"Existential Angst" <
fit...@optonline.net> wrote in message
news:50452743$0$9824$607e...@cv.net...
For those innerested in the burns of longer efforts, here are some stats for
4-story climbs, 53.5 ft.
There's actually two stats, one for the whole climb, which includes the 180
deg reversal for the next flight, that occurs on each interim landing, and
one for just the stairs itself. This was derived from quasi-measuring the
reversal time on the landing, and subtracting it out.
A few rapid climbs produced total wattages/cal burns of 5-700 W, 60 Cal/min,
and stairs-only burns of 7-900 W, 70+ Cal/min.
These climbs are absolutely exhausting, resulting, I kid you not, in spasms
in both asscheeks.... from extreme lactic acid burn, I think. Today I
feel some stiffness, but nothing remarkable.
I believe that if the stairs were straight runs up (no reversals of flights
on landings), I would achieve best times with extreme arm pumping, but given
the 180 deg reversals every vertical 7 feet, and the difficulty in regaining
momentum, using the arms on the railings to help pull up seemed to help
quite a bit. That resulted in an 875 W effort, over 16 secs (stairs only),
or 600+ over 24 secs (stairs + landings).
I did some estimated calcs on 100 m sprints, and these guys seem to be
cranking out 50+ Cal/min, and poss. much more if bw is up around 200#.
Mechanical wattages would then be on the order of 500++ W, which seems kind
of low compared to moi's stair climbing, but is probably just the nature of
running vs. stair climbing. I'm sure sprinters doing stairs would be easily
be in the 2-3,000 W range.
7-8 of these climbs provides the requisite 400 ft vert climb for the 1 mile
caloric equivalent, and it is quite the workout. You are left gasping up at
the top.
These are actually a bit more "psychologically comfortable" than 1,000+ W
efforts up single flights, as max efforts can become unnerving after a
while -- which is the real challenge to super-heavy weightlifting. And the
800-900W efforts over longer distances is probably a more worthwhile effort
overall, anyway.
So what I really wanted to see was how much the per-min burn would decline
over longer efforts, and it was good to see that these burns were still
substantial.
The more important result is that no matter how you climb stairs, it is a
physiologically significant event, with undoubtedly excellent fitness and
health benefits if done with any kind of consistency.

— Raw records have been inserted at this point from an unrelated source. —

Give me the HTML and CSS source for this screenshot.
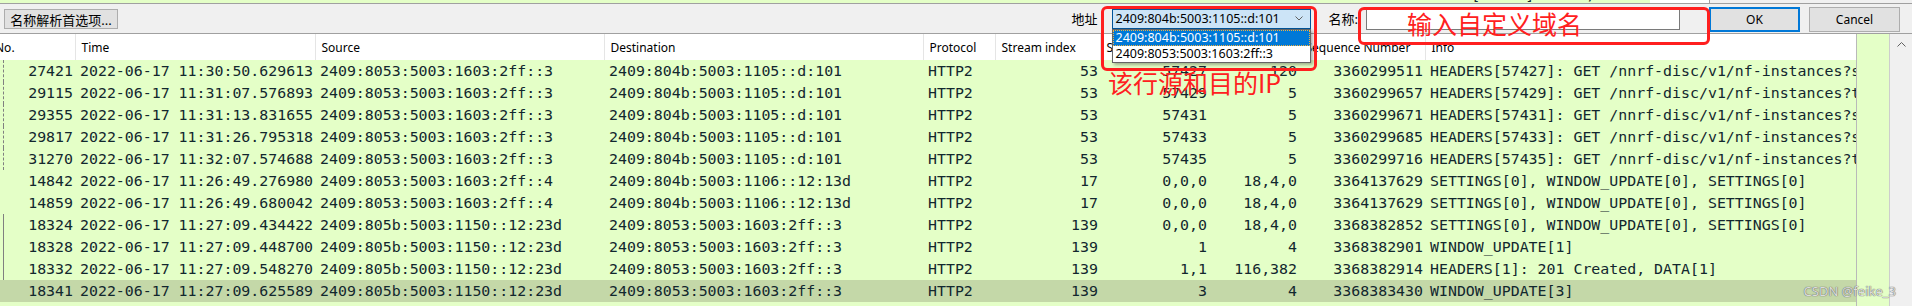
FILE: index.html
```html
<!DOCTYPE html>
<html>
<head>
	<meta charset="utf-8">
	<title>Wireshark - 名称解析</title>
	<link rel="stylesheet" href="styles.css">
</head>
<body>
	<div class="prev-row">
		<div class="prev-list"><div class="prev-text">27419 2022-06-17 11:30:50.612944 2409:8053:5003:1603:2ff::3    2409:804b:5003:1105::d:101   HTTP2                53      57425         5       3360299498 HEADERS[57425]: GET /nnrf-disc/v1/nf-instances?s</div></div>
		<div class="prev-scroll"></div>
	</div>

	<div class="toolbar">
		<button class="btn btn-prefs">名称解析首选项...</button>
		<div class="resolve-group">
			<label class="lbl lbl-addr">地址</label>
			<div class="combo">
				<span class="combo-text">2409:804b:5003:1105::d:101</span>
				<svg class="combo-arrow" viewBox="0 0 8 5"><path d="M0.5 0.5 L4 4 L7.5 0.5" /></svg>
				<ul class="combo-list">
					<li class="sel">2409:804b:5003:1105::d:101</li>
					<li>2409:8053:5003:1603:2ff::3</li>
				</ul>
			</div>
			<label class="lbl lbl-name">名称:</label>
			<input class="name-input" type="text">
			<button class="btn btn-ok">OK</button>
			<button class="btn btn-cancel">Cancel</button>
		</div>
	</div>

	<div class="packet-list">
		<div class="viewport">
			<table class="packets">
				<colgroup>
					<col style="width:75px"><col style="width:240px"><col style="width:289px"><col style="width:319px"><col style="width:72px">
					<col style="width:105px"><col style="width:109px"><col style="width:90px"><col style="width:126px"><col style="width:675px">
				</colgroup>
				<thead>
					<tr>
						<th class="col-no">No.</th>
						<th>Time</th>
						<th>Source</th>
						<th>Destination</th>
						<th>Protocol</th>
						<th>Stream index</th>
						<th>Stream ID</th>
						<th>Length</th>
						<th>Sequence Number</th>
						<th>Info</th>
					</tr>
				</thead>
				<tbody>
					<tr class="rel-dash">
						<td class="num">27421</td><td>2022-06-17 11:30:50.629613</td><td>2409:8053:5003:1603:2ff::3</td><td>2409:804b:5003:1105::d:101</td><td>HTTP2</td>
						<td class="num">53</td><td class="num">57427</td><td class="num">120</td><td class="num">3360299511</td><td>HEADERS[57427]: GET /nnrf-disc/v1/nf-instances?service-names=nudm-sdm&amp;target-nf-type=UDM</td>
					</tr>
					<tr class="rel-dash">
						<td class="num">29115</td><td>2022-06-17 11:31:07.576893</td><td>2409:8053:5003:1603:2ff::3</td><td>2409:804b:5003:1105::d:101</td><td>HTTP2</td>
						<td class="num">53</td><td class="num">57429</td><td class="num">5</td><td class="num">3360299657</td><td>HEADERS[57429]: GET /nnrf-disc/v1/nf-instances?target-nf-type=AUSF&amp;requester-nf-type=AMF</td>
					</tr>
					<tr class="rel-dash">
						<td class="num">29355</td><td>2022-06-17 11:31:13.831655</td><td>2409:8053:5003:1603:2ff::3</td><td>2409:804b:5003:1105::d:101</td><td>HTTP2</td>
						<td class="num">53</td><td class="num">57431</td><td class="num">5</td><td class="num">3360299671</td><td>HEADERS[57431]: GET /nnrf-disc/v1/nf-instances?service-names=nausf-auth</td>
					</tr>
					<tr class="rel-dash">
						<td class="num">29817</td><td>2022-06-17 11:31:26.795318</td><td>2409:8053:5003:1603:2ff::3</td><td>2409:804b:5003:1105::d:101</td><td>HTTP2</td>
						<td class="num">53</td><td class="num">57433</td><td class="num">5</td><td class="num">3360299685</td><td>HEADERS[57433]: GET /nnrf-disc/v1/nf-instances?service-names=nudm-uecm</td>
					</tr>
					<tr class="rel-dash">
						<td class="num">31270</td><td>2022-06-17 11:32:07.574688</td><td>2409:8053:5003:1603:2ff::3</td><td>2409:804b:5003:1105::d:101</td><td>HTTP2</td>
						<td class="num">53</td><td class="num">57435</td><td class="num">5</td><td class="num">3360299716</td><td>HEADERS[57435]: GET /nnrf-disc/v1/nf-instances?target-nf-type=SMF</td>
					</tr>
					<tr>
						<td class="num">14842</td><td>2022-06-17 11:26:49.276980</td><td>2409:8053:5003:1603:2ff::4</td><td>2409:804b:5003:1106::12:13d</td><td>HTTP2</td>
						<td class="num">17</td><td class="num">0,0,0</td><td class="num">18,4,0</td><td class="num">3364137629</td><td>SETTINGS[0], WINDOW_UPDATE[0], SETTINGS[0]</td>
					</tr>
					<tr>
						<td class="num">14859</td><td>2022-06-17 11:26:49.680042</td><td>2409:8053:5003:1603:2ff::4</td><td>2409:804b:5003:1106::12:13d</td><td>HTTP2</td>
						<td class="num">17</td><td class="num">0,0,0</td><td class="num">18,4,0</td><td class="num">3364137629</td><td>SETTINGS[0], WINDOW_UPDATE[0], SETTINGS[0]</td>
					</tr>
					<tr class="rel-line">
						<td class="num">18324</td><td>2022-06-17 11:27:09.434422</td><td>2409:805b:5003:1150::12:23d</td><td>2409:8053:5003:1603:2ff::3</td><td>HTTP2</td>
						<td class="num">139</td><td class="num">0,0,0</td><td class="num">18,4,0</td><td class="num">3368382852</td><td>SETTINGS[0], WINDOW_UPDATE[0], SETTINGS[0]</td>
					</tr>
					<tr class="rel-line">
						<td class="num">18328</td><td>2022-06-17 11:27:09.448700</td><td>2409:805b:5003:1150::12:23d</td><td>2409:8053:5003:1603:2ff::3</td><td>HTTP2</td>
						<td class="num">139</td><td class="num">1</td><td class="num">4</td><td class="num">3368382901</td><td>WINDOW_UPDATE[1]</td>
					</tr>
					<tr class="rel-line">
						<td class="num">18332</td><td>2022-06-17 11:27:09.548270</td><td>2409:805b:5003:1150::12:23d</td><td>2409:8053:5003:1603:2ff::3</td><td>HTTP2</td>
						<td class="num">139</td><td class="num">1,1</td><td class="num">116,382</td><td class="num">3368382914</td><td>HEADERS[1]: 201 Created, DATA[1]</td>
					</tr>
					<tr class="cur">
						<td class="num">18341</td><td>2022-06-17 11:27:09.625589</td><td>2409:805b:5003:1150::12:23d</td><td>2409:8053:5003:1603:2ff::3</td><td>HTTP2</td>
						<td class="num">139</td><td class="num">3</td><td class="num">4</td><td class="num">3368383430</td><td>WINDOW_UPDATE[3]</td>
					</tr>
				</tbody>
			</table>
		</div>
		<div class="minimap"></div>
		<div class="vscroll">
			<svg class="up-arrow" viewBox="0 0 9 5"><path d="M0.5 4.5 L4.5 0.5 L8.5 4.5" /></svg>
		</div>
	</div>

	<!-- red notes drawn over the screenshot -->
	<div class="mark mark-addr"></div>
	<div class="note note-addr">该行源和目的IP</div>
	<div class="mark mark-name"></div>
	<div class="note note-name">输入自定义域名</div>

	<div class="watermark">CSDN @feike_3</div>
</body>
</html>
```

FILE: styles.css
```css
body {
	margin: 0;
	width: 1912px;
	height: 306px;
	overflow: hidden;
	position: relative;
	font-family: "Noto Sans", "Noto Sans CJK SC", sans-serif;
	font-size: 13px;
	color: #000;
	background-color: #f0f0f0; /* window face */
}

/* tail of the list above */
.prev-row {
	display: flex;
	height: 3px;
	overflow: hidden;
	border-bottom: 1px solid #a0a0a0;
}
.prev-list {
	width: 1650px;
	overflow: hidden;
	background-color: #e4ffc7;
}
.prev-text {
	margin-top: -16px;
	padding-left: 28px;
	line-height: 22px;
	white-space: pre;
	font-family: "DejaVu Sans Mono", monospace;
	font-size: 14.9px;
	color: #12272e;
}
.prev-scroll {
	width: 59px;
	background-color: #fff;
	border-right: 1px solid #a0a0a0;
}

/* resolve toolbar */
.toolbar {
	display: flex;
	align-items: center;
	height: 29px;
	padding: 0 12px 0 4px;
	border-bottom: 1px solid #a0a0a0;
}
.btn {
	margin: 0;
	padding: 0;
	font-family: inherit;
	font-size: 12px;
	color: #000;
	background-color: #e1e1e1;
	border: 1px solid #adadad;
	border-radius: 0;
	box-sizing: border-box;
}
.btn-prefs {
	width: 114px;
	height: 20px;
	font-size: 13px;
}
.resolve-group {
	display: flex;
	align-items: center;
	margin-left: auto;
}
.lbl-addr {
	margin-right: 14px;
}
.lbl-name {
	margin-left: 18px;
	margin-right: 8px;
}
.combo {
	position: relative;
	display: flex;
	align-items: center;
	width: 199px;
	height: 20px;
	padding-left: 3px;
	box-sizing: border-box;
	border: 1px solid #005499;
	background-color: #cce4f7;
}
.combo-text {
	flex: 1;
	font-size: 12.5px;
}
.combo-arrow {
	width: 8px;
	height: 5px;
	margin-right: 7px;
}
.combo-arrow path, .up-arrow path {
	fill: none;
	stroke: #606060;
	stroke-width: 1;
}
.combo-list {
	position: absolute;
	top: 19px;
	left: -1px;
	width: 199px;
	height: 34px;
	margin: 0;
	padding: 0;
	list-style: none;
	box-sizing: border-box;
	border: 1px solid #646464;
	background-color: #fff;
	box-shadow: 2px 2px 3px rgba(0, 0, 0, 0.3);
	z-index: 2;
}
.combo-list li {
	height: 16px;
	line-height: 16px;
	padding-left: 3px;
	font-size: 12.5px;
}
.combo-list li.sel {
	color: #fff;
	background-color: #0078d7;
	outline: 1px dotted #f0b040;
	outline-offset: -1px;
}
.name-input {
	width: 314px;
	height: 23px;
	margin: 0;
	box-sizing: border-box;
	border: 1px solid #7a7a7a;
	background-color: #fff;
}
.btn-ok, .btn-cancel {
	width: 91px;
	height: 25px;
	margin-top: 2px;
}
.btn-ok {
	margin-left: 29px;
	border-color: #0078d7;
	box-shadow: inset 0 0 0 1px #0078d7;
}
.btn-cancel {
	margin-left: 9px;
}

/* packet list */
.packet-list {
	display: flex;
	height: 272px;
}
.viewport {
	width: 1856px;
	overflow: hidden;
	background-color: #e4ffc7;
}
.packets {
	width: 2100px;
	table-layout: fixed;
	border-collapse: collapse;
}
.packets th {
	height: 26px;
	padding: 0 0 0 6px;
	overflow: hidden;
	white-space: nowrap;
	text-align: left;
	font-weight: normal;
	font-size: 12px;
	background-color: #fff;
	border-right: 1px solid #e5e5e5;
}
.packets th.col-no {
	padding-left: 0;
	text-indent: -5px;
}
.packets td {
	height: 22px;
	padding: 0 3px 0 5px;
	overflow: hidden;
	white-space: pre;
	line-height: 22px;
	font-family: "DejaVu Sans Mono", monospace;
	font-size: 14.9px;
	color: #12272e;
}
.packets td.num {
	text-align: right;
	padding-right: 2px;
}
.packets tr.cur td {
	background-color: #c4d8a8;
}
.packets tr.rel-dash td:first-child, .packets tr.rel-line td:first-child {
	position: relative;
}
.packets tr.rel-dash td:first-child::before, .packets tr.rel-line td:first-child::before {
	content: "";
	position: absolute;
	left: 3px;
	top: 0;
	bottom: 0;
	border-left: 1px dashed #808080;
}
.packets tr.rel-line td:first-child::before {
	border-left-style: solid;
}
.minimap {
	width: 33px;
	box-sizing: border-box;
	border-left: 1px solid #b9b9b9;
	background-color: #e4ffc7;
}
.vscroll {
	flex: 1;
	display: flex;
	justify-content: center;
	align-items: flex-start;
	padding-top: 8px;
	border-left: 1px solid #cdcdcd;
	background-color: #f0f0f0;
}
.up-arrow {
	width: 9px;
	height: 5px;
}

/* annotations */
.mark {
	position: absolute;
	box-sizing: border-box;
	border: 3px solid #ff1f1f;
	border-radius: 6px;
	z-index: 3;
}
.mark-addr {
	left: 1101px;
	top: 6px;
	width: 216px;
	height: 65px;
}
.mark-name {
	left: 1358px;
	top: 7px;
	width: 352px;
	height: 38px;
}
.note {
	position: absolute;
	z-index: 3;
	white-space: nowrap;
	line-height: 1;
	font-family: "Noto Sans CJK SC", sans-serif;
	font-size: 25px;
	color: #ff2020;
}
.note-addr {
	left: 1108px;
	top: 70px;
}
.note-name {
	left: 1407px;
	top: 11px;
}
.watermark {
	position: absolute;
	right: 16px;
	bottom: 6px;
	font-size: 13px;
	color: #dcdcdc;
	text-shadow: 0 0 1px #6a6a6a, 0 0 1px #6a6a6a;
}
```
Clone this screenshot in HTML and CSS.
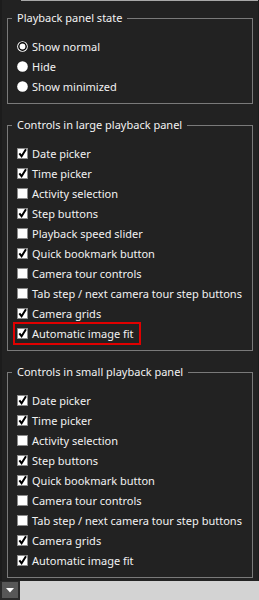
FILE: index.html
```html
<!DOCTYPE html>
<html lang="en">
<head>
  <meta charset="UTF-8">
  <meta name="viewport" content="width=device-width, initial-scale=1.0">
  <title>Playback panel settings</title>
  <link rel="stylesheet" href="styles.css">
</head>
<body>
  <svg class="defs" width="0" height="0" aria-hidden="true">
    <symbol id="box-on" viewBox="0 0 12 12">
      <rect x="0.5" y="0.5" width="11" height="11" fill="#fff" stroke="#8a8a8a"/>
      <path d="M2.6 5.8 L5 9 L9.8 1.4" fill="none" stroke="#000" stroke-width="2.2"/>
    </symbol>
    <symbol id="box-off" viewBox="0 0 12 12">
      <rect x="0.5" y="0.5" width="11" height="11" fill="#fff" stroke="#8a8a8a"/>
    </symbol>
    <symbol id="radio-on" viewBox="0 0 12 12">
      <circle cx="6" cy="6" r="5.8" fill="#fff"/>
      <circle cx="6" cy="6" r="4" fill="none" stroke="#000" stroke-width="1.6"/>
    </symbol>
    <symbol id="radio-off" viewBox="0 0 12 12">
      <circle cx="6" cy="6" r="5.8" fill="#fff"/>
    </symbol>
  </svg>

  <div class="panel">
    <div class="top-edge"></div>

    <!-- Playback panel state -->
    <fieldset class="group">
      <legend>Playback panel state</legend>
      <ul class="options">
        <li><svg class="mark"><use href="#radio-on"/></svg>Show normal</li>
        <li><svg class="mark"><use href="#radio-off"/></svg>Hide</li>
        <li><svg class="mark"><use href="#radio-off"/></svg>Show minimized</li>
      </ul>
    </fieldset>

    <!-- Large playback panel -->
    <fieldset class="group">
      <legend>Controls in large playback panel</legend>
      <ul class="options">
        <li><svg class="mark"><use href="#box-on"/></svg>Date picker</li>
        <li><svg class="mark"><use href="#box-on"/></svg>Time picker</li>
        <li><svg class="mark"><use href="#box-off"/></svg>Activity selection</li>
        <li><svg class="mark"><use href="#box-on"/></svg>Step buttons</li>
        <li><svg class="mark"><use href="#box-off"/></svg>Playback speed slider</li>
        <li><svg class="mark"><use href="#box-on"/></svg>Quick bookmark button</li>
        <li><svg class="mark"><use href="#box-off"/></svg>Camera tour controls</li>
        <li><svg class="mark"><use href="#box-off"/></svg>Tab step / next camera tour step buttons</li>
        <li><svg class="mark"><use href="#box-on"/></svg>Camera grids</li>
        <li class="highlight"><svg class="mark"><use href="#box-on"/></svg>Automatic image fit</li>
      </ul>
    </fieldset>

    <!-- Small playback panel -->
    <fieldset class="group">
      <legend>Controls in small playback panel</legend>
      <ul class="options">
        <li><svg class="mark"><use href="#box-on"/></svg>Date picker</li>
        <li><svg class="mark"><use href="#box-on"/></svg>Time picker</li>
        <li><svg class="mark"><use href="#box-off"/></svg>Activity selection</li>
        <li><svg class="mark"><use href="#box-on"/></svg>Step buttons</li>
        <li><svg class="mark"><use href="#box-on"/></svg>Quick bookmark button</li>
        <li><svg class="mark"><use href="#box-off"/></svg>Camera tour controls</li>
        <li><svg class="mark"><use href="#box-off"/></svg>Tab step / next camera tour step buttons</li>
        <li><svg class="mark"><use href="#box-on"/></svg>Camera grids</li>
        <li><svg class="mark"><use href="#box-on"/></svg>Automatic image fit</li>
      </ul>
    </fieldset>
  </div>

  <div class="footer">
    <button class="toggle" aria-label="Collapse">
      <svg width="8" height="5" viewBox="0 0 8 5"><path d="M0 0 H8 L4 4.5 Z" fill="#fff"/></svg>
    </button>
  </div>
</body>
</html>
```

FILE: styles.css
```css
body {
  margin: 0;
  background-color: #d3d3d3;
  font-family: "Noto Sans", "Open Sans", sans-serif;
  font-size: 11px;
  color: #f2f2f2;
}
.defs {
  position: absolute;
  width: 0;
  height: 0;
}
.panel {
  width: 259px;
  height: 581px;
  box-sizing: border-box;
  background-color: #222;
  border-left: 2px solid #1c1c1c;
  border-right: 1px solid #1c1c1c;
  overflow: hidden;
}
.top-edge {
  height: 1px;
  margin-left: 19px;
  background-color: #a8a8a8;
}
.group {
  margin: 8px 5px 0 5px;
  padding: 0 0 7px 0;
  border: 1px solid #7a7a7a;
  min-width: 0;
}
.group + .group {
  margin-top: 12px;
}
.group legend {
  margin-left: 4px;
  padding: 0 5px;
  line-height: 18px;
}
.options {
  list-style-type: none;
  margin: 0;
  padding: 9px 0 0 9px;
}
.options li {
  display: flex;
  align-items: center;
  height: 20px;
  white-space: nowrap;
}
.mark {
  width: 11px;
  height: 11px;
  margin-right: 4px;
  flex-shrink: 0;
}
.options li.highlight {
  width: fit-content;
  height: 19px;
  margin: -1px 0 -2px -4px;
  padding: 0 5px 0 2px;
  border: 2px solid #e00000;
}
.footer {
  height: 19px;
}
.toggle {
  display: block;
  width: 20px;
  height: 19px;
  padding: 0;
  border: 2px solid #2a2a2a;
  border-top-width: 1px;
  background-color: #575757;
  cursor: pointer;
}
.toggle svg {
  display: block;
  margin: 0 auto;
}
```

From a physics/instrumental pov, it is super-elegant how accurate the
wattage calculations can be, with 100% confidence in these numbers being
"real" -- more confidence than in, say, bike watt meters, whose readings
could very well be high-tech artifacts rather than true readings. Whereas E
= mgh divided by time is simply indisputable, unassailable, with the least
care in determining height and time.
With the big point being that ANYONE can do these calcs, with relative ease,
super-ease, in fact, once put into a spreadsheet. Also, with fixed stair
heights, you can pre-determine the ascent time you would need to hit a
certain wattage. My 94 Cal/min was achieved at 1.66 secs, and I knew I
needed 1.57 secs to hit the magic 100. But, the times stabilized at
1.66-1.70, with no budge toward 1.57 sec.
But the point is you can use a simple "time goal" the corrlates with a known
cal/min or wattage goal, in a simple easy-to-measure way.
The biological cal burns inspire less confidence, because of the presumed
metabolic efficiencies, which frankly are just not that well understood.
Proly a universal standard efficiency should be agreed upon, on the order of
20%, so that at least relative measurements would have more meaning.